WHAT IS NEEDED: Write down each entry again, exactly as it reads.

DATA FOR THE TASK:
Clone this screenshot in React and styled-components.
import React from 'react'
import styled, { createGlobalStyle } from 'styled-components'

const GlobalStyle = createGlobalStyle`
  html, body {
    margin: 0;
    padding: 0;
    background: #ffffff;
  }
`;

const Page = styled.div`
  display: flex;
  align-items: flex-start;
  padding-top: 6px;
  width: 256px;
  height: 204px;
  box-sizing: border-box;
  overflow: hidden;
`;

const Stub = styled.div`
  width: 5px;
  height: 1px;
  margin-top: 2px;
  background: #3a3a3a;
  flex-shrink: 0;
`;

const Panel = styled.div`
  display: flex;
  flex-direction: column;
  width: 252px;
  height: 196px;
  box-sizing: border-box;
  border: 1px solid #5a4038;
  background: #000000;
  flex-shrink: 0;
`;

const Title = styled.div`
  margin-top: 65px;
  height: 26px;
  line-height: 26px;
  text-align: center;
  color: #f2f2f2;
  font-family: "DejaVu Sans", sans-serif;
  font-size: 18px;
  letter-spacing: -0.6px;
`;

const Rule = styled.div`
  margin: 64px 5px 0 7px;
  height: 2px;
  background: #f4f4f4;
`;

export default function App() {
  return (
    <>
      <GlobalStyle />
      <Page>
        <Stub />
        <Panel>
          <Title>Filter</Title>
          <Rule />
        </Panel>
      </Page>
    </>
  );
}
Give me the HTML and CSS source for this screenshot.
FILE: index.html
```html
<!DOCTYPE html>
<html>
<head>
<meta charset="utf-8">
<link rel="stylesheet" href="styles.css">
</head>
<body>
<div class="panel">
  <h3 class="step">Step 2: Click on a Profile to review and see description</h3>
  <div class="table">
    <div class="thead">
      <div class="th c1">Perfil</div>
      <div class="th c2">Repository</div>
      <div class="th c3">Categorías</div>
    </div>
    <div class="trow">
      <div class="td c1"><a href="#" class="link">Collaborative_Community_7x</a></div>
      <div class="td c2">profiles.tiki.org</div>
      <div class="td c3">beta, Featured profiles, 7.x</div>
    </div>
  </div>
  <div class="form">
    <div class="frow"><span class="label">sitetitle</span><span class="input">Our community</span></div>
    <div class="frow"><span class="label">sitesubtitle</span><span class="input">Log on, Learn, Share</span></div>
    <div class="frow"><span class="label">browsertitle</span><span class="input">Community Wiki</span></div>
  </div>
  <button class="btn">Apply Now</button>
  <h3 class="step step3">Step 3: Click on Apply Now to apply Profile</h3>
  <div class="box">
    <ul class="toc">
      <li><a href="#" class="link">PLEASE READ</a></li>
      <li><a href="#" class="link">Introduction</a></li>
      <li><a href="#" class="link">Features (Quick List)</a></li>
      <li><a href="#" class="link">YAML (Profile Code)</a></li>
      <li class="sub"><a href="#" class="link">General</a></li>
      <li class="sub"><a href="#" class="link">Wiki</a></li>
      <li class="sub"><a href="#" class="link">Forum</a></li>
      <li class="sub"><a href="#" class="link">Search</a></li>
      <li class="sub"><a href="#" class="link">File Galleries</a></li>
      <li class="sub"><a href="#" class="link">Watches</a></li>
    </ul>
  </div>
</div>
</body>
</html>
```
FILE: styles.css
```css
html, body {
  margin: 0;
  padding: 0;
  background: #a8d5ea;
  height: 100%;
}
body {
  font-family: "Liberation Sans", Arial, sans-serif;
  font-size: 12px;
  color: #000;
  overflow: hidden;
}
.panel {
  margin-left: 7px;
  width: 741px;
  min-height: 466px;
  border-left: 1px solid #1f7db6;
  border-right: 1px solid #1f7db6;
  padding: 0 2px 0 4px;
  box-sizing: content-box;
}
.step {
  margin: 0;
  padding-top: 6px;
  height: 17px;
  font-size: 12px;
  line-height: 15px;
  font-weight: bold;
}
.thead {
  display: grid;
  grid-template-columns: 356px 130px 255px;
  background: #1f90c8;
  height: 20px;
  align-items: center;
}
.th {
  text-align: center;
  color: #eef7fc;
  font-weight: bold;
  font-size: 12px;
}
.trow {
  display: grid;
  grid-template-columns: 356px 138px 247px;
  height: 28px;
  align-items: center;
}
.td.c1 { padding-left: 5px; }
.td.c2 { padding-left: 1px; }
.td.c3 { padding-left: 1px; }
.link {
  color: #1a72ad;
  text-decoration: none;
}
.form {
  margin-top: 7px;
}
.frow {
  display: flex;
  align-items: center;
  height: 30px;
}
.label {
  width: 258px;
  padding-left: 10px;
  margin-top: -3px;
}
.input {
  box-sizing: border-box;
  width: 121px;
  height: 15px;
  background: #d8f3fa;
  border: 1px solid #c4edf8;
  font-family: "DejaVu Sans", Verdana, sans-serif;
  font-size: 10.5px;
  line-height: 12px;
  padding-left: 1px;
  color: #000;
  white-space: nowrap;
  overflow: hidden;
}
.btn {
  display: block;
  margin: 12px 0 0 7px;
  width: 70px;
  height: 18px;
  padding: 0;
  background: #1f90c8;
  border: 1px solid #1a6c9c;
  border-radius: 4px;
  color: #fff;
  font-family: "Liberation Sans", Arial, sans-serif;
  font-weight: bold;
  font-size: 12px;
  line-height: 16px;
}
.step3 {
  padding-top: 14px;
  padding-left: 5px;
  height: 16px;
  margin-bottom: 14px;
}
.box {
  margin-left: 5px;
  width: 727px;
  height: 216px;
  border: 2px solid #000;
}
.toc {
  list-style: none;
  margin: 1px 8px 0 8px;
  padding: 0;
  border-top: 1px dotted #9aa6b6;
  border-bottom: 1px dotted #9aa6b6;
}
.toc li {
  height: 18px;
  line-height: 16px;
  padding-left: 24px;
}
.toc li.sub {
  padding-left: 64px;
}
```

SOLUTION:
Clone this screenshot in React and styled-components.
import React from 'react'
import styled, { createGlobalStyle } from 'styled-components'

const GlobalStyle = createGlobalStyle`
  html, body {
    margin: 0;
    padding: 0;
    background: #ffffff;
  }
`;

const Page = styled.div`
  display: flex;
  align-items: flex-start;
  padding-top: 6px;
  width: 256px;
  height: 204px;
  box-sizing: border-box;
  overflow: hidden;
`;

const Stub = styled.div`
  width: 5px;
  height: 1px;
  margin-top: 2px;
  background: #3a3a3a;
  flex-shrink: 0;
`;

const Panel = styled.div`
  display: flex;
  flex-direction: column;
  width: 252px;
  height: 196px;
  box-sizing: border-box;
  border: 1px solid #5a4038;
  background: #000000;
  flex-shrink: 0;
`;

const Title = styled.div`
  margin-top: 65px;
  height: 26px;
  line-height: 26px;
  text-align: center;
  color: #f2f2f2;
  font-family: "DejaVu Sans", sans-serif;
  font-size: 18px;
  letter-spacing: -0.6px;
`;

const Rule = styled.div`
  margin: 64px 5px 0 7px;
  height: 2px;
  background: #f4f4f4;
`;

export default function App() {
  return (
    <>
      <GlobalStyle />
      <Page>
        <Stub />
        <Panel>
          <Title>Filter</Title>
          <Rule />
        </Panel>
      </Page>
    </>
  );
}
Give me the HTML and CSS source for this screenshot.
FILE: index.html
```html
<!DOCTYPE html>
<html>
<head>
<meta charset="utf-8">
<link rel="stylesheet" href="styles.css">
</head>
<body>
<div class="panel">
  <h3 class="step">Step 2: Click on a Profile to review and see description</h3>
  <div class="table">
    <div class="thead">
      <div class="th c1">Perfil</div>
      <div class="th c2">Repository</div>
      <div class="th c3">Categorías</div>
    </div>
    <div class="trow">
      <div class="td c1"><a href="#" class="link">Collaborative_Community_7x</a></div>
      <div class="td c2">profiles.tiki.org</div>
      <div class="td c3">beta, Featured profiles, 7.x</div>
    </div>
  </div>
  <div class="form">
    <div class="frow"><span class="label">sitetitle</span><span class="input">Our community</span></div>
    <div class="frow"><span class="label">sitesubtitle</span><span class="input">Log on, Learn, Share</span></div>
    <div class="frow"><span class="label">browsertitle</span><span class="input">Community Wiki</span></div>
  </div>
  <button class="btn">Apply Now</button>
  <h3 class="step step3">Step 3: Click on Apply Now to apply Profile</h3>
  <div class="box">
    <ul class="toc">
      <li><a href="#" class="link">PLEASE READ</a></li>
      <li><a href="#" class="link">Introduction</a></li>
      <li><a href="#" class="link">Features (Quick List)</a></li>
      <li><a href="#" class="link">YAML (Profile Code)</a></li>
      <li class="sub"><a href="#" class="link">General</a></li>
      <li class="sub"><a href="#" class="link">Wiki</a></li>
      <li class="sub"><a href="#" class="link">Forum</a></li>
      <li class="sub"><a href="#" class="link">Search</a></li>
      <li class="sub"><a href="#" class="link">File Galleries</a></li>
      <li class="sub"><a href="#" class="link">Watches</a></li>
    </ul>
  </div>
</div>
</body>
</html>
```
FILE: styles.css
```css
html, body {
  margin: 0;
  padding: 0;
  background: #a8d5ea;
  height: 100%;
}
body {
  font-family: "Liberation Sans", Arial, sans-serif;
  font-size: 12px;
  color: #000;
  overflow: hidden;
}
.panel {
  margin-left: 7px;
  width: 741px;
  min-height: 466px;
  border-left: 1px solid #1f7db6;
  border-right: 1px solid #1f7db6;
  padding: 0 2px 0 4px;
  box-sizing: content-box;
}
.step {
  margin: 0;
  padding-top: 6px;
  height: 17px;
  font-size: 12px;
  line-height: 15px;
  font-weight: bold;
}
.thead {
  display: grid;
  grid-template-columns: 356px 130px 255px;
  background: #1f90c8;
  height: 20px;
  align-items: center;
}
.th {
  text-align: center;
  color: #eef7fc;
  font-weight: bold;
  font-size: 12px;
}
.trow {
  display: grid;
  grid-template-columns: 356px 138px 247px;
  height: 28px;
  align-items: center;
}
.td.c1 { padding-left: 5px; }
.td.c2 { padding-left: 1px; }
.td.c3 { padding-left: 1px; }
.link {
  color: #1a72ad;
  text-decoration: none;
}
.form {
  margin-top: 7px;
}
.frow {
  display: flex;
  align-items: center;
  height: 30px;
}
.label {
  width: 258px;
  padding-left: 10px;
  margin-top: -3px;
}
.input {
  box-sizing: border-box;
  width: 121px;
  height: 15px;
  background: #d8f3fa;
  border: 1px solid #c4edf8;
  font-family: "DejaVu Sans", Verdana, sans-serif;
  font-size: 10.5px;
  line-height: 12px;
  padding-left: 1px;
  color: #000;
  white-space: nowrap;
  overflow: hidden;
}
.btn {
  display: block;
  margin: 12px 0 0 7px;
  width: 70px;
  height: 18px;
  padding: 0;
  background: #1f90c8;
  border: 1px solid #1a6c9c;
  border-radius: 4px;
  color: #fff;
  font-family: "Liberation Sans", Arial, sans-serif;
  font-weight: bold;
  font-size: 12px;
  line-height: 16px;
}
.step3 {
  padding-top: 14px;
  padding-left: 5px;
  height: 16px;
  margin-bottom: 14px;
}
.box {
  margin-left: 5px;
  width: 727px;
  height: 216px;
  border: 2px solid #000;
}
.toc {
  list-style: none;
  margin: 1px 8px 0 8px;
  padding: 0;
  border-top: 1px dotted #9aa6b6;
  border-bottom: 1px dotted #9aa6b6;
}
.toc li {
  height: 18px;
  line-height: 16px;
  padding-left: 24px;
}
.toc li.sub {
  padding-left: 64px;
}
```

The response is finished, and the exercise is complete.